Pergunta de entrevista da empresa Palantir Technologies

Given a list of "threads", which contain 2 variables - starting and ending times - implement a function that will return all running threads at some time t. Optimize it. (faster than O(n) )

Respostas da entrevista

Sigiloso

5 de jul. de 2012

I believe the best solution is as follows: You iterate through each thread and make note of where it starts and where it ends. You store this information in a sort of object that holds a time, the number of the thread, and whether or not the thread started or ended. Sort this list of objects based on time. You have essentially divided your space into time ranges based on the start/stop times of threads. Now we create some array of lists that has it's size set to the number of objects we created, BUT DO NOT fill this array with the objects! The array will be used to keep track of which threads are running in each time range. Iterate through the objects you made, filling up the lists in the array as you go. Example: Thread durations: 1: |---------| 2: |---| 3: |-------| Final array: {(1),(1,2),(1),(1,3),(3),null} Now you can do O(logn) lookup in the array with a basic binary search on the time ranges. The result in the array is what threads are running at that time.

2

Sigiloso

5 de jul. de 2012

Glassdoor formatted the picture so it is useless. Here is attempt 2: 1: |---------|......... 2: ... |---|............. 3: ............|-------|

1

Sigiloso

17 de mai. de 2012

The above solution will work and will be efficient in terms of time. But the amount of storage required is going to be massive, especially since thread timings are going to be generally specified in precision of milliseconds and can potentially run for a long time. A more optimal solution in terms of space could be dividing the time between min(start) and max(end) in ranges and then store the corresponding threads for each range. Since a thread can cover a range fully or partially, we will need to store the start time and end time corresponding to each thread. The ranges can be decided based on the trade-off that is required between time and space efficiency. When size of ranges is 1, the solution will effectively turn into the one mentioned above.

1

Sigiloso

9 de ago. de 2012

@Jake The solution's pre-process can be faster. You can just store all times in an array, along with whether each time is a start/end time. The you can just traverse the array.
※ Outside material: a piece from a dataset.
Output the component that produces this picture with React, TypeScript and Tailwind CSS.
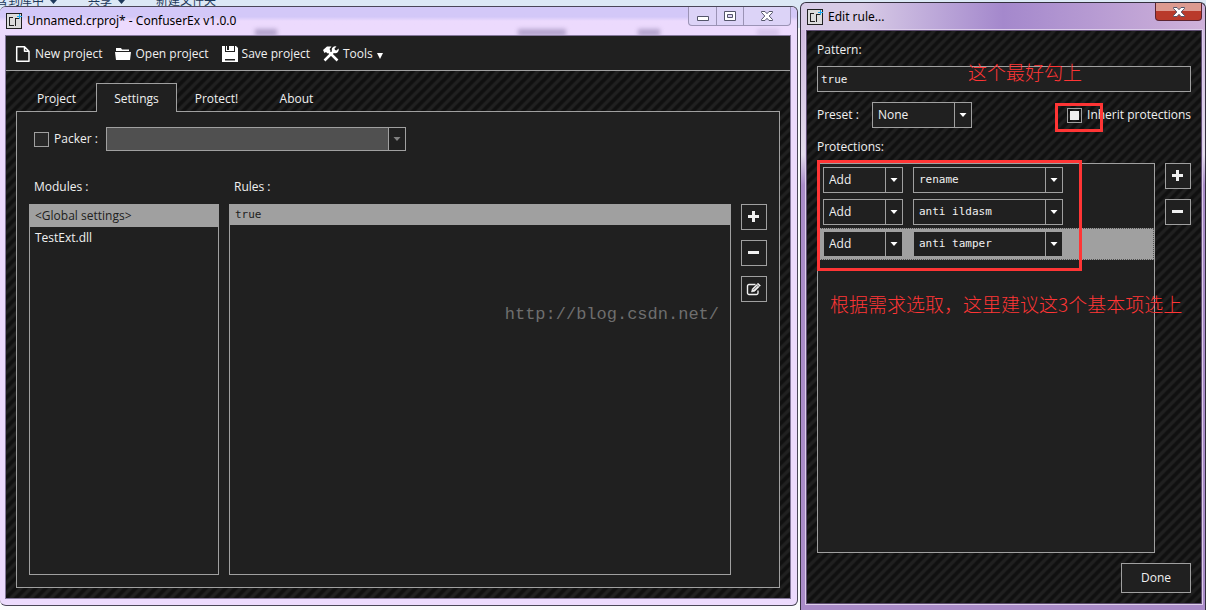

This means that you don't need to figure out, for each discrete period in time, what threads are running. that could be pretty inefficient.

Sigiloso

26 de abr. de 2012

We need to pre process this, Given the thread timings, we can create a int array of size max(endtimings) - min(start timings) and add 1 from array[start] to array[end] for each thread. Now, given a certain time, you can just lookup in the array, which takes O(1) time.